[BEGIN Source excerpt]
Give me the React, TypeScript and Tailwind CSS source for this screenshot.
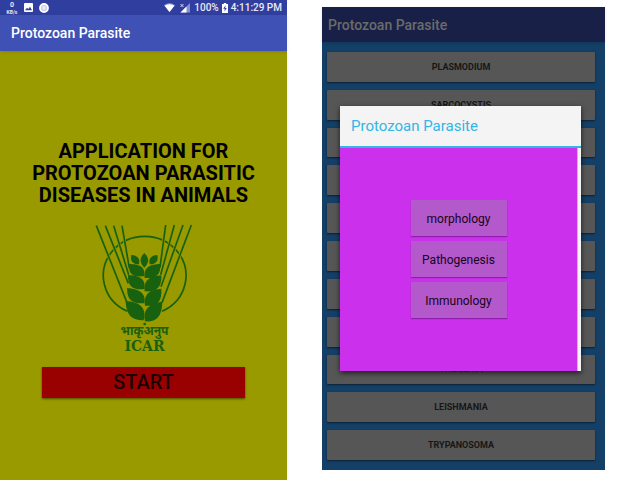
type Row = { id: number; name?: string };

const rows: Row[] = [
  { id: 1, name: "PLASMODIUM" },
  { id: 2, name: "SARCOCYSTIS" },
  { id: 3 },
  { id: 4 },
  { id: 5 },
  { id: 6 },
  { id: 7 },
  { id: 8 },
  { id: 9, name: "THEILERIA" },
  { id: 10, name: "LEISHMANIA" },
  { id: 11, name: "TRYPANOSOMA" },
];

const topics = ["morphology", "Pathogenesis", "Immunology"];

const leftAwns = ["M34 33L126 264", "M61 33L130 206", "M86 33L131 180", "M111 33L133 160"];
const rightAwns = ["M319 31L231 264", "M294 31L228 216", "M268 31L227 180", "M242 31L225 158"];

function StatusBar() {
  return (
    <div className="flex h-[15px] items-center bg-[#303f9f] pr-[5px] pl-[6px] text-[10px] leading-[15px] font-medium text-[#e8eaf6]">
      <div className="flex w-[12px] flex-col items-center font-bold">
        <span className="text-[7px] leading-[8px]">0</span>
        <span className="text-[5px] leading-[6px]">KB/s</span>
      </div>
      <svg className="ml-[6px]" width="9" height="9" viewBox="0 0 9 9" aria-hidden="true">
        <rect width="9" height="9" rx="1" fill="#fff" />
        <path d="M1 7.2L3 4.7L4.3 6L6 3.8L8 7.2Z" fill="#303f9f" />
      </svg>
      <svg className="ml-[6px]" width="10" height="10" viewBox="0 0 10 10" aria-hidden="true">
        <circle cx="5" cy="5" r="4" fill="#c5cae9" stroke="#fff" strokeWidth="1.8" />
        <circle cx="5" cy="5" r="2" fill="#e8eaf6" />
      </svg>
      <svg className="ml-auto" width="11" height="9" viewBox="0 0 11 9" aria-hidden="true">
        <path d="M0 2.2Q5.500 -1.800 11 2.200L5.500 9Z" fill="#9fa8da" />
        <path d="M0.700 2.800Q5.500 -0.500 10.300 2.800L5.500 9Z" fill="#fff" />
      </svg>
      <svg className="ml-[5px]" width="10" height="10" viewBox="0 0 10 10" aria-hidden="true">
        <path d="M10 0V9.500H0.500Z" fill="#8590cf" />
        <path d="M6.500 3.500V9.500H0.500Z" fill="#fff" />
        <path d="M0.500 1L3.500 4M3.500 1L0.500 4" stroke="#e8eaf6" strokeWidth="0.900" />
      </svg>
      <span className="ml-[4px]">100%</span>
      <svg className="ml-[3px]" width="6" height="10" viewBox="0 0 6 10" aria-hidden="true">
        <path d="M0 1H1.800V0H4.200V1H6V10H0Z" fill="#fff" />
        <path d="M3.600 2.300L1.200 5.800H2.800L2.400 8.500L4.800 5H3.200Z" fill="#303f9f" />
      </svg>
      <span className="ml-[3px]">4:11:29 PM</span>
    </div>
  );
}

function Emblem() {
  return (
    <div className="mt-[17px] flex flex-col items-center pl-[2px] text-[#17610f]">
      <svg width="120" height="103" viewBox="0 25 360 309" role="img" aria-label="Wheat emblem">
        <path d="M127 290A124 118 0 1 1 231 290" fill="none" stroke="currentColor" strokeWidth="5" />
        {[...leftAwns, ...rightAwns].map((d) => (
          <g key={d} fill="none">
            <path d={d} stroke="#999900" strokeWidth="9" />
            <path d={d} stroke="currentColor" strokeWidth="5" />
          </g>
        ))}
        <g fill="currentColor">
          <path d="M178 115C193 130 193 144 178 159C163 144 163 130 178 115Z" />
          <path d="M139 121C158 122 166 133 162 149C142 149 135 138 139 121Z" />
          <path d="M217 121C198 122 190 133 194 149C214 149 221 138 217 121Z" />
          <path d="M131 148C160 149 182 153 177 185C147 187 131 183 131 148Z" />
          <path d="M226 148C197 149 174 156 179 190C209 192 228 185 226 148Z" />
          <path d="M129 181C159 183 183 189 178 223C147 227 128 219 129 181Z" />
          <path d="M229 182C199 184 174 194 179 230C210 233 231 222 229 182Z" />
          <path d="M126 220C158 223 184 232 178 266C145 267 126 260 126 220Z" />
          <path d="M229 222C199 224 174 235 180 273C213 276 232 263 229 222Z" />
          <path d="M122 259C159 261 187 276 176 317C141 317 124 303 122 259Z" />
          <path d="M232 261C197 266 172 280 180 320C214 322 231 306 232 261Z" />
          <circle cx="179" cy="328" r="4" />
        </g>
      </svg>
      <p lang="hi" className="font-['Noto_Sans_Devanagari','Noto_Sans',sans-serif] text-[12px] leading-[13px] font-bold">
        भाकृअनुप
      </p>
      <p className="font-['DejaVu_Serif',serif] text-[14px] leading-[14px] font-bold">ICAR</p>
    </div>
  );
}

function StartScreen() {
  return (
    <section className="flex min-h-screen flex-col bg-[#999900]">
      <StatusBar />
      <header className="flex h-[36px] items-center bg-[#3f51b5] px-[11px] shadow-sm">
        <h1 className="text-[14px] leading-[16px] font-medium text-white">Protozoan Parasite</h1>
      </header>
      <main className="flex flex-col items-center pt-[89px]">
        <h2 className="text-center text-[20px] leading-[22px] font-bold text-black">
          APPLICATION FOR
          <br />
          PROTOZOAN PARASITIC
          <br />
          DISEASES IN ANIMALS
        </h2>
        <Emblem />
        <div className="mt-[14px] w-full px-[42px]">
          <button type="button" className="h-[31px] w-full bg-[#990000] text-[20px] leading-[31px] font-medium text-[#1c0000] shadow-[0_1px_2px_rgba(0,0,0,0.5)]">
            START
          </button>
        </div>
      </main>
    </section>
  );
}

function TopicDialog() {
  return (
    <div
      role="dialog"
      aria-labelledby="topic-title"
      className="absolute top-[99px] right-[24px] left-[18px] flex h-[265px] flex-col bg-[#f4f4f4] shadow-[0_2px_5px_rgba(0,0,0,0.7)]"
    >
      <h2 id="topic-title" className="border-b-2 border-[#33b5e5] px-[11px] text-[15px] leading-[40px] text-[#33b5e5]">
        Protozoan Parasite
      </h2>
      <div className="mr-[3px] flex flex-1 flex-col items-center justify-center gap-[5px] border-r border-[#e9a0f8] bg-[#cb30ec] pb-[2px]">
        {topics.map((topic) => (
          <button
            key={topic}
            type="button"
            className="h-[36px] w-[96px] bg-[#b359cb] pt-[2px] text-[12px] text-[#16041a] shadow-[0_1px_1px_rgba(60,0,80,0.4)]"
          >
            {topic}
          </button>
        ))}
      </div>
    </div>
  );
}

function ListScreen() {
  return (
    <section className="relative mt-[7px] mb-[10px] flex flex-col bg-[#143f66]">
      <header className="flex h-[35px] items-center bg-[#192048] px-[6px] shadow-sm">
        <h1 className="text-[14px] leading-[16px] font-medium text-[#6b6b6b]">Protozoan Parasite</h1>
      </header>
      <ul className="flex flex-1 flex-col gap-[8px] pt-[10px] pr-[10px] pb-[10px] pl-[5px]">
        {rows.map((row) => (
          <li key={row.id} className="flex flex-1">
            <button
              type="button"
              className="w-full rounded-[1px] bg-[#565656] text-[9px] leading-[12px] font-bold text-[#161616] shadow-[0_1px_2px_rgba(0,0,0,0.5)]"
            >
              {row.name}
            </button>
          </li>
        ))}
      </ul>
      <TopicDialog />
    </section>
  );
}

export default function App() {
  return (
    <div className="grid min-h-screen grid-cols-[287fr_283fr] gap-x-[35px] bg-white pr-[35px] font-['Roboto',sans-serif]">
      <StartScreen />
      <ListScreen />
    </div>
  );
}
[END Source excerpt]
What is being asked:
Write out again exactly the lines from the start of the data above through the line containing "number; name?: string", inclusive, excluding any pictures.

Exercise output:
Give me the React, TypeScript and Tailwind CSS source for this screenshot.
type Row = { id: number; name?: string };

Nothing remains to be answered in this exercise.